If your surgeon thinks you have a problem inside your elbow joint they may wish to look inside under direct vision with a camera. There are many reasons for us to wish to do this and include diagnosing loose bodies, arthritis and cartilage damage/tears. There are an increasing number of treatments used with the arthroscope including trimming or repairing torn cartilage, removing loose bodies, removing inflamed lining of the joint and removing arthritic bone overgrowth.

Investigations

An MRI scan can also show problems inside the elbow joint and is occasionally used as an alternative investigation

Operative treatment

The surgery is a day case procedure under general anaesthetic. A simple look around takes about 15 minutes, but if other procedures need to be performed, it can take longer. Approximately 3 or 4 small 3mm incisions are made around the elbow to allow the camera and instruments inside. Care is taken not to injure the nerves just under the skin. After the arthroscopy the skin is sutured and a bulky dressing is applied.
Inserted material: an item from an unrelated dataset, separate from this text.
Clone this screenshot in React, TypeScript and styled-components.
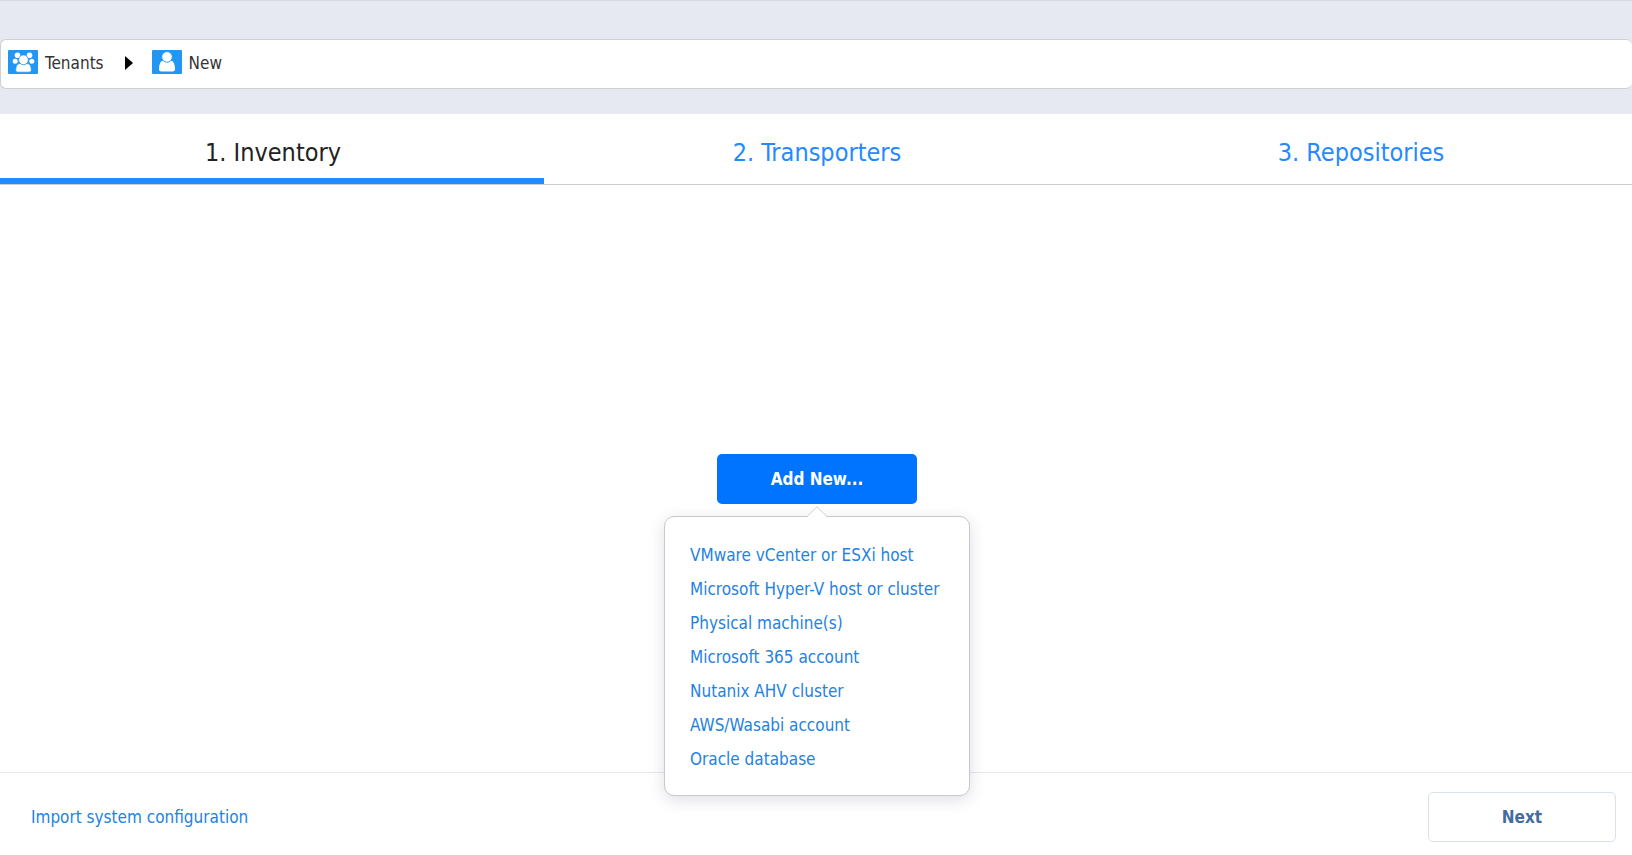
import React from "react";
import styled, { createGlobalStyle } from "styled-components";

const GlobalStyle = createGlobalStyle`
  *, *::before, *::after { box-sizing: border-box; }
  body {
    margin: 0;
    background: #fff;
    color: #333;
    font-family: Tahoma, "DejaVu Sans Condensed", "Noto Sans", sans-serif;
    font-size: 17px;
    line-height: 24px;
  }
  button { font-family: inherit; cursor: pointer; }
  a { text-decoration: none; }
`;

const Page = styled.div`
  display: flex;
  flex-direction: column;
  min-height: 100vh;
`;

const Header = styled.header`
  padding: 38px 0 25px;
  background: #e6e9f2;
  border-top: 1px solid #d5d8de;
`;

const Breadcrumbs = styled.nav`
  display: flex;
  align-items: center;
  height: 50px;
  padding: 0 7px 2px;
  background: #fff;
  border: 1px solid #d0d0d0;
  border-right: 0;
  border-radius: 6px;
`;

const Crumb = styled.a`
  display: flex;
  align-items: center;
  gap: 7px;
  color: #333;
`;

const CrumbIcon = styled.svg`
  width: 30px;
  height: 24px;
  margin-bottom: 2px;
`;

const CrumbArrow = styled.svg`
  width: 8px;
  height: 14px;
  margin: 0 19px 0 21px;
`;

const Tabs = styled.nav`
  display: grid;
  grid-template-columns: repeat(3, 1fr);
  border-bottom: 1px solid #ccc;
`;

const Tab = styled.button<{ $active?: boolean }>`
  height: 70px;
  padding: 14px 0 0 2px;
  background: none;
  border: 0;
  border-bottom: 6px solid ${(p) => (p.$active ? "#2589ff" : "transparent")};
  color: ${(p) => (p.$active ? "#222" : "#2589ff")};
  font-size: 25px;
  line-height: 36px;
`;

const Content = styled.main`
  display: flex;
  flex: 1;
  align-items: center;
  justify-content: center;
  padding-left: 2px;
`;

const MenuAnchor = styled.div`
  position: relative;
`;

const AddButton = styled.button`
  display: block;
  width: 200px;
  height: 50px;
  padding: 0;
  background: #0073ff;
  border: 0;
  border-radius: 5px;
  color: #fff;
  font-size: 17px;
  font-weight: 700;
`;

const Popup = styled.div`
  position: absolute;
  top: 62px;
  left: 50%;
  z-index: 1;
  width: max-content;
  min-width: 306px;
  padding: 21px 25px 19px;
  background: #fff;
  border: 1px solid #c8c8c8;
  border-radius: 10px;
  box-shadow: 0 4px 16px rgba(40, 40, 90, 0.15);
  transform: translateX(-50%);
`;

const PopupArrow = styled.svg`
  position: absolute;
  top: -11px;
  left: 50%;
  width: 22px;
  height: 12px;
  margin-left: -11px;
`;

const MenuList = styled.ul`
  margin: 0;
  padding: 0;
  list-style: none;
`;

const ActionLink = styled.a`
  color: #2482e0;
  line-height: 34px;
  white-space: nowrap;
`;

const Footer = styled.footer`
  display: flex;
  align-items: center;
  justify-content: space-between;
  padding: 19px 16px 13px 31px;
  border-top: 1px solid #e6e8ec;
`;

const NextButton = styled.button`
  width: 188px;
  height: 50px;
  padding: 0;
  background: #fff;
  border: 1px solid #d8e1ec;
  border-radius: 5px;
  color: #456c9e;
  font-size: 17px;
  font-weight: 700;
`;

const steps = ["1. Inventory", "2. Transporters", "3. Repositories"];

const sources = [
  "VMware vCenter or ESXi host",
  "Microsoft Hyper-V host or cluster",
  "Physical machine(s)",
  "Microsoft 365 account",
  "Nutanix AHV cluster",
  "AWS/Wasabi account",
  "Oracle database",
];

const TenantsIcon = () => (
  <CrumbIcon viewBox="0 0 30 24" aria-hidden="true">
    <rect width="30" height="24" rx="1" fill="#2196f3" />
    <g fill="#fff">
      <circle cx="9.5" cy="5.3" r="2.8" />
      <circle cx="21.5" cy="5.3" r="2.8" />
      <circle cx="7.2" cy="11.2" r="2.5" />
      <circle cx="23.8" cy="11.2" r="2.5" />
    </g>
    <g fill="#fff" stroke="#2196f3" strokeWidth="0.8">
      <path d="M7.7 20.5C7.7 16 9.3 13.6 11.8 13.6H19.2C21.7 13.6 23.3 16 23.3 20.5Q23.3 22.2 21 22.2H10Q7.7 22.2 7.7 20.5Z" />
      <circle cx="15.5" cy="9.8" r="4.9" />
    </g>
  </CrumbIcon>
);

const TenantIcon = () => (
  <CrumbIcon viewBox="0 0 30 24" aria-hidden="true">
    <rect width="30" height="24" rx="1" fill="#2196f3" />
    <g fill="#fff">
      <path d="M7 19.6C7 14.8 8.3 11.2 10.8 10.8H19.2C21.7 11.2 23 14.8 23 19.6Q23 21.6 20.6 21.6H9.4Q7 21.6 7 19.6Z" />
      <circle cx="15" cy="6.9" r="5.3" stroke="#2196f3" strokeWidth="0.9" />
    </g>
  </CrumbIcon>
);

export default function App() {
  return (
    <Page>
      <GlobalStyle />
      <Header>
        <Breadcrumbs aria-label="Breadcrumb">
          <Crumb href="#tenants">
            <TenantsIcon />
            Tenants
          </Crumb>
          <CrumbArrow viewBox="0 0 8 14" aria-hidden="true">
            <path d="M0 0L8 7L0 14Z" fill="#000" />
          </CrumbArrow>
          <Crumb href="#new" aria-current="page">
            <TenantIcon />
            New
          </Crumb>
        </Breadcrumbs>
      </Header>
      <Tabs aria-label="Steps">
        {steps.map((step, i) => (
          <Tab key={step} type="button" $active={i === 0}>
            {step}
          </Tab>
        ))}
      </Tabs>
      <Content>
        <MenuAnchor>
          <AddButton type="button" aria-expanded="true">
            Add New...
          </AddButton>
          <Popup>
            <PopupArrow viewBox="0 0 22 12" aria-hidden="true">
              <path d="M0.5 11.5L11 1L21.5 11.5V12H0.5Z" fill="#fff" />
              <path d="M0.5 11L11 0.8L21.5 11" fill="none" stroke="#d0d0d0" />
            </PopupArrow>
            <MenuList>
              {sources.map((source) => (
                <li key={source}>
                  <ActionLink href="#add">{source}</ActionLink>
                </li>
              ))}
            </MenuList>
          </Popup>
        </MenuAnchor>
      </Content>
      <Footer>
        <ActionLink href="#import">Import system configuration</ActionLink>
        <NextButton type="button">Next</NextButton>
      </Footer>
    </Page>
  );
}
Post-operative rehabilitation

The patient is fit to go home soon after the operation. The anaesthetic will wear off after approximately 6 hours. Simple analgesia usually controls the pain and should be started before the anaesthetic has worn off. My preference is to remove the dressing at 2 days. The wound is cleaned and redressed with a simple dressing. The sutures are removed at about 10 days. Any further treatment that the arthroscopy has identified will be discussed at this visit.

Return to activities of daily living

It is my advice to keep the wound dry until the stitches are out at 10 days.

Return to driving:

The hand needs to have full control of the steering wheel and left hand the gear stick. It is probable advisable to delay returning to driving for at least 7 days or even once the sutures are removed.

Return to work:

Everyone has different work environments.
Please ask your surgeon for advice on this.

Complications

Overall greater than 95% are happy with the result. However complications can occur.
There are complications specific to elbow arthroscopy and also general complications associated with upper limb surgery.

General complications:

 - Infection (Less than 1%)
 - Neuroma (Less than 1%, a coiled painful nerve bundle) 
 - Numbness

Reflex Sympathetic Dystrophy - RSD (2% bad reaction to surgery with painful stiff hands- this can occur with any hand surgery from a minor procedure to a complex reconstruction.)

Specific complications:

Injury to nerves of the forearm and hand as the arthroscopy is introduced (less than 5%).